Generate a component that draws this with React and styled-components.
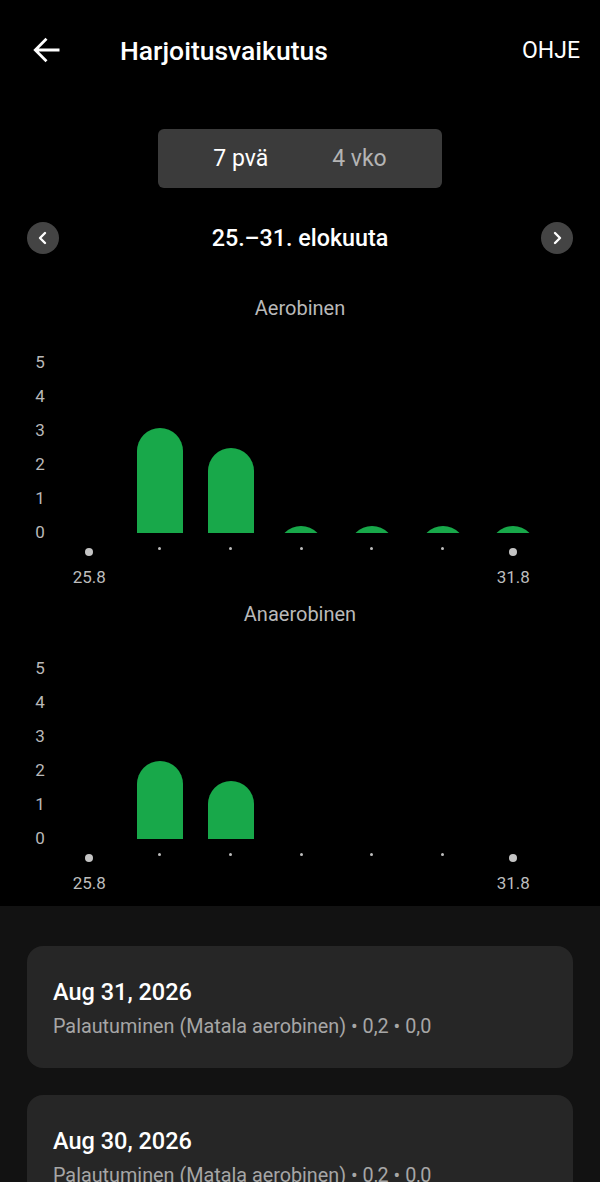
import React, { useState } from "react";
import styled, { createGlobalStyle } from "styled-components";

const GlobalStyle = createGlobalStyle`
  html, body {
    margin: 0;
    padding: 0;
    background: #000;
  }
  body {
    font-family: Roboto, "Noto Sans", "Liberation Sans", sans-serif;
    color: #fff;
  }
  * {
    box-sizing: border-box;
  }
`;

const Screen = styled.div`
  width: 600px;
  min-height: 1182px;
  background: #000;
  display: flex;
  flex-direction: column;
`;

const Header = styled.div`
  height: 100px;
  display: flex;
  align-items: center;
  padding: 0 20px 0 33px;
`;

const BackButton = styled.button`
  width: 28px;
  height: 26px;
  padding: 0;
  border: 0;
  background: none;
  display: flex;
  align-items: center;
  justify-content: center;
`;

const Title = styled.h1`
  margin: 0 0 0 59px;
  flex: 1;
  font-size: 26.5px;
  font-weight: 500;
`;

const HelpLink = styled.span`
  font-size: 23px;
  font-weight: 400;
`;

const Segmented = styled.div`
  align-self: center;
  margin-top: 29px;
  width: 284px;
  height: 59px;
  border-radius: 6px;
  background: #3b3b3b;
  display: flex;
  align-items: center;
  justify-content: center;
  gap: 64px;
`;

const Segment = styled.button`
  border: 0;
  background: none;
  font-family: inherit;
  font-size: 23px;
  color: ${(p) => (p.$active ? "#fff" : "#b4b4b4")};
  padding: 0;
`;

const DateNav = styled.div`
  margin-top: 34px;
  height: 32px;
  padding: 0 27px;
  display: flex;
  align-items: center;
  justify-content: space-between;
`;

const RoundButton = styled.button`
  width: 32px;
  height: 32px;
  border-radius: 50%;
  border: 0;
  padding: 0;
  background: #444;
  display: flex;
  align-items: center;
  justify-content: center;
`;

const RangeLabel = styled.span`
  font-size: 23.3px;
  font-weight: 500;
`;

const Charts = styled.div`
  margin-top: 42px;
  padding-bottom: 13px;
  display: flex;
  flex-direction: column;
`;

const ChartBlock = styled.section`
  display: flex;
  flex-direction: column;
  margin-bottom: ${(p) => (p.$last ? "0" : "15px")};
`;

const ChartTitle = styled.div`
  text-align: center;
  height: 24px;
  line-height: 24px;
  font-size: 20px;
  color: #b9b9b9;
`;

const Plot = styled.div`
  margin-top: 25px;
  padding-left: 26px;
  display: grid;
  grid-template-columns: 28px repeat(7, 70.67px);
`;

const Axis = styled.div`
  display: flex;
  flex-direction: column;
`;

const AxisLabel = styled.span`
  height: 34px;
  line-height: 34px;
  text-align: center;
  font-size: 17px;
  color: #b9b9b9;
`;

const DayColumn = styled.div`
  display: flex;
  flex-direction: column;
  align-items: center;
  padding-top: 18px;
`;

const BarSlot = styled.div`
  height: 170px;
  width: 46px;
  display: flex;
  align-items: flex-end;
`;

const BarClip = styled.div`
  width: 46px;
  overflow: hidden;
`;

const BarFill = styled.div`
  width: 46px;
  border-radius: 23px;
  background: #18a84a;
`;

const DotRow = styled.div`
  height: 34px;
  display: flex;
  justify-content: center;
`;

const Dot = styled.span`
  width: ${(p) => (p.$big ? "8px" : "3px")};
  height: ${(p) => (p.$big ? "8px" : "3px")};
  margin-top: ${(p) => (p.$big ? "15px" : "14px")};
  border-radius: 50%;
  background: ${(p) => (p.$big ? "#c4c4c4" : "#bdbdbd")};
`;

const DayLabel = styled.span`
  height: 20px;
  line-height: 20px;
  font-size: 17px;
  color: #bdbdbd;
  white-space: nowrap;
`;

const ListSection = styled.div`
  flex: 1;
  background: #121212;
  padding: 40px 27px 0;
  display: flex;
  flex-direction: column;
  gap: 27px;
`;

const Card = styled.div`
  background: #262626;
  border-radius: 16px;
  padding: 32px 26px 0;
  height: 122px;
  flex-shrink: 0;
`;

const CardDate = styled.div`
  font-size: 23.5px;
  line-height: 28px;
  font-weight: 500;
`;

const CardMeta = styled.div`
  margin-top: 8px;
  font-size: 19.8px;
  line-height: 26px;
  color: #a6a6a6;
`;

const UNIT = 34;

const days = ["25.8", "", "", "", "", "", "31.8"];

const charts = [
  { title: "Aerobinen", values: [0, 3.1, 2.5, 0.2, 0.2, 0.2, 0.2] },
  { title: "Anaerobinen", values: [0, 2.3, 1.7, 0, 0, 0, 0] },
];

const entries = [
  { date: "Aug 31, 2026", meta: "Palautuminen (Matala aerobinen) • 0,2 • 0,0" },
  { date: "Aug 30, 2026", meta: "Palautuminen (Matala aerobinen) • 0,2 • 0,0" },
];

const Bar = ({ value }) => {
  const h = Math.round(value * UNIT);
  if (!h) return null;
  return (
    <BarClip style={{ height: h }}>
      <BarFill style={{ height: h + 46 }} />
    </BarClip>
  );
};

const Chart = ({ title, values, last }) => (
  <ChartBlock $last={last}>
    <ChartTitle>{title}</ChartTitle>
    <Plot>
      <Axis>
        {[5, 4, 3, 2, 1, 0].map((n) => (
          <AxisLabel key={n}>{n}</AxisLabel>
        ))}
      </Axis>
      {values.map((v, i) => (
        <DayColumn key={i}>
          <BarSlot>
            <Bar value={v} />
          </BarSlot>
          <DotRow>
            <Dot $big={!!days[i]} />
          </DotRow>
          <DayLabel>{days[i]}</DayLabel>
        </DayColumn>
      ))}
    </Plot>
  </ChartBlock>
);

const Chevron = ({ dir }) => (
  <svg width="12" height="14" viewBox="0 0 12 14">
    <path
      d={dir === "left" ? "M8 2 L3 7 L8 12" : "M4 2 L9 7 L4 12"}
      fill="none"
      stroke="#fff"
      strokeWidth="2.4"
      strokeLinecap="round"
      strokeLinejoin="round"
    />
  </svg>
);

export default function App() {
  const [range, setRange] = useState("7");
  return (
    <Screen>
      <GlobalStyle />
      <Header>
        <BackButton aria-label="Takaisin">
          <svg width="28" height="26" viewBox="0 0 28 26">
            <path
              d="M26.5 13 H2.5 M13.5 1.8 L2.3 13 L13.5 24.2"
              fill="none"
              stroke="#fff"
              strokeWidth="2.8"
            />
          </svg>
        </BackButton>
        <Title>Harjoitusvaikutus</Title>
        <HelpLink>OHJE</HelpLink>
      </Header>

      <Segmented>
        <Segment $active={range === "7"} onClick={() => setRange("7")}>
          7 pvä
        </Segment>
        <Segment $active={range === "4"} onClick={() => setRange("4")}>
          4 vko
        </Segment>
      </Segmented>

      <DateNav>
        <RoundButton aria-label="Edellinen">
          <Chevron dir="left" />
        </RoundButton>
        <RangeLabel>25.–31. elokuuta</RangeLabel>
        <RoundButton aria-label="Seuraava">
          <Chevron dir="right" />
        </RoundButton>
      </DateNav>

      <Charts>
        {charts.map((c, i) => (
          <Chart key={c.title} {...c} last={i === charts.length - 1} />
        ))}
      </Charts>

      <ListSection>
        {entries.map((e) => (
          <Card key={e.date}>
            <CardDate>{e.date}</CardDate>
            <CardMeta>{e.meta}</CardMeta>
          </Card>
        ))}
      </ListSection>
    </Screen>
  );
}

════════════════════

PROBLEM DESCRIPTION:
Copy every line of the data word for word, omitting the images.

ANSWER IN FULL:
Generate a component that draws this with React and styled-components.
import React, { useState } from "react";
import styled, { createGlobalStyle } from "styled-components";

const GlobalStyle = createGlobalStyle`
  html, body {
    margin: 0;
    padding: 0;
    background: #000;
  }
  body {
    font-family: Roboto, "Noto Sans", "Liberation Sans", sans-serif;
    color: #fff;
  }
  * {
    box-sizing: border-box;
  }
`;

const Screen = styled.div`
  width: 600px;
  min-height: 1182px;
  background: #000;
  display: flex;
  flex-direction: column;
`;

const Header = styled.div`
  height: 100px;
  display: flex;
  align-items: center;
  padding: 0 20px 0 33px;
`;

const BackButton = styled.button`
  width: 28px;
  height: 26px;
  padding: 0;
  border: 0;
  background: none;
  display: flex;
  align-items: center;
  justify-content: center;
`;

const Title = styled.h1`
  margin: 0 0 0 59px;
  flex: 1;
  font-size: 26.5px;
  font-weight: 500;
`;

const HelpLink = styled.span`
  font-size: 23px;
  font-weight: 400;
`;

const Segmented = styled.div`
  align-self: center;
  margin-top: 29px;
  width: 284px;
  height: 59px;
  border-radius: 6px;
  background: #3b3b3b;
  display: flex;
  align-items: center;
  justify-content: center;
  gap: 64px;
`;

const Segment = styled.button`
  border: 0;
  background: none;
  font-family: inherit;
  font-size: 23px;
  color: ${(p) => (p.$active ? "#fff" : "#b4b4b4")};
  padding: 0;
`;

const DateNav = styled.div`
  margin-top: 34px;
  height: 32px;
  padding: 0 27px;
  display: flex;
  align-items: center;
  justify-content: space-between;
`;

const RoundButton = styled.button`
  width: 32px;
  height: 32px;
  border-radius: 50%;
  border: 0;
  padding: 0;
  background: #444;
  display: flex;
  align-items: center;
  justify-content: center;
`;

const RangeLabel = styled.span`
  font-size: 23.3px;
  font-weight: 500;
`;

const Charts = styled.div`
  margin-top: 42px;
  padding-bottom: 13px;
  display: flex;
  flex-direction: column;
`;

const ChartBlock = styled.section`
  display: flex;
  flex-direction: column;
  margin-bottom: ${(p) => (p.$last ? "0" : "15px")};
`;

const ChartTitle = styled.div`
  text-align: center;
  height: 24px;
  line-height: 24px;
  font-size: 20px;
  color: #b9b9b9;
`;

const Plot = styled.div`
  margin-top: 25px;
  padding-left: 26px;
  display: grid;
  grid-template-columns: 28px repeat(7, 70.67px);
`;

const Axis = styled.div`
  display: flex;
  flex-direction: column;
`;

const AxisLabel = styled.span`
  height: 34px;
  line-height: 34px;
  text-align: center;
  font-size: 17px;
  color: #b9b9b9;
`;

const DayColumn = styled.div`
  display: flex;
  flex-direction: column;
  align-items: center;
  padding-top: 18px;
`;

const BarSlot = styled.div`
  height: 170px;
  width: 46px;
  display: flex;
  align-items: flex-end;
`;

const BarClip = styled.div`
  width: 46px;
  overflow: hidden;
`;

const BarFill = styled.div`
  width: 46px;
  border-radius: 23px;
  background: #18a84a;
`;

const DotRow = styled.div`
  height: 34px;
  display: flex;
  justify-content: center;
`;

const Dot = styled.span`
  width: ${(p) => (p.$big ? "8px" : "3px")};
  height: ${(p) => (p.$big ? "8px" : "3px")};
  margin-top: ${(p) => (p.$big ? "15px" : "14px")};
  border-radius: 50%;
  background: ${(p) => (p.$big ? "#c4c4c4" : "#bdbdbd")};
`;

const DayLabel = styled.span`
  height: 20px;
  line-height: 20px;
  font-size: 17px;
  color: #bdbdbd;
  white-space: nowrap;
`;

const ListSection = styled.div`
  flex: 1;
  background: #121212;
  padding: 40px 27px 0;
  display: flex;
  flex-direction: column;
  gap: 27px;
`;

const Card = styled.div`
  background: #262626;
  border-radius: 16px;
  padding: 32px 26px 0;
  height: 122px;
  flex-shrink: 0;
`;

const CardDate = styled.div`
  font-size: 23.5px;
  line-height: 28px;
  font-weight: 500;
`;

const CardMeta = styled.div`
  margin-top: 8px;
  font-size: 19.8px;
  line-height: 26px;
  color: #a6a6a6;
`;

const UNIT = 34;

const days = ["25.8", "", "", "", "", "", "31.8"];

const charts = [
  { title: "Aerobinen", values: [0, 3.1, 2.5, 0.2, 0.2, 0.2, 0.2] },
  { title: "Anaerobinen", values: [0, 2.3, 1.7, 0, 0, 0, 0] },
];

const entries = [
  { date: "Aug 31, 2026", meta: "Palautuminen (Matala aerobinen) • 0,2 • 0,0" },
  { date: "Aug 30, 2026", meta: "Palautuminen (Matala aerobinen) • 0,2 • 0,0" },
];

const Bar = ({ value }) => {
  const h = Math.round(value * UNIT);
  if (!h) return null;
  return (
    <BarClip style={{ height: h }}>
      <BarFill style={{ height: h + 46 }} />
    </BarClip>
  );
};

const Chart = ({ title, values, last }) => (
  <ChartBlock $last={last}>
    <ChartTitle>{title}</ChartTitle>
    <Plot>
      <Axis>
        {[5, 4, 3, 2, 1, 0].map((n) => (
          <AxisLabel key={n}>{n}</AxisLabel>
        ))}
      </Axis>
      {values.map((v, i) => (
        <DayColumn key={i}>
          <BarSlot>
            <Bar value={v} />
          </BarSlot>
          <DotRow>
            <Dot $big={!!days[i]} />
          </DotRow>
          <DayLabel>{days[i]}</DayLabel>
        </DayColumn>
      ))}
    </Plot>
  </ChartBlock>
);

const Chevron = ({ dir }) => (
  <svg width="12" height="14" viewBox="0 0 12 14">
    <path
      d={dir === "left" ? "M8 2 L3 7 L8 12" : "M4 2 L9 7 L4 12"}
      fill="none"
      stroke="#fff"
      strokeWidth="2.4"
      strokeLinecap="round"
      strokeLinejoin="round"
    />
  </svg>
);

export default function App() {
  const [range, setRange] = useState("7");
  return (
    <Screen>
      <GlobalStyle />
      <Header>
        <BackButton aria-label="Takaisin">
          <svg width="28" height="26" viewBox="0 0 28 26">
            <path
              d="M26.5 13 H2.5 M13.5 1.8 L2.3 13 L13.5 24.2"
              fill="none"
              stroke="#fff"
              strokeWidth="2.8"
            />
          </svg>
        </BackButton>
        <Title>Harjoitusvaikutus</Title>
        <HelpLink>OHJE</HelpLink>
      </Header>

      <Segmented>
        <Segment $active={range === "7"} onClick={() => setRange("7")}>
          7 pvä
        </Segment>
        <Segment $active={range === "4"} onClick={() => setRange("4")}>
          4 vko
        </Segment>
      </Segmented>

      <DateNav>
        <RoundButton aria-label="Edellinen">
          <Chevron dir="left" />
        </RoundButton>
        <RangeLabel>25.–31. elokuuta</RangeLabel>
        <RoundButton aria-label="Seuraava">
          <Chevron dir="right" />
        </RoundButton>
      </DateNav>

      <Charts>
        {charts.map((c, i) => (
          <Chart key={c.title} {...c} last={i === charts.length - 1} />
        ))}
      </Charts>

      <ListSection>
        {entries.map((e) => (
          <Card key={e.date}>
            <CardDate>{e.date}</CardDate>
            <CardMeta>{e.meta}</CardMeta>
          </Card>
        ))}
      </ListSection>
    </Screen>
  );
}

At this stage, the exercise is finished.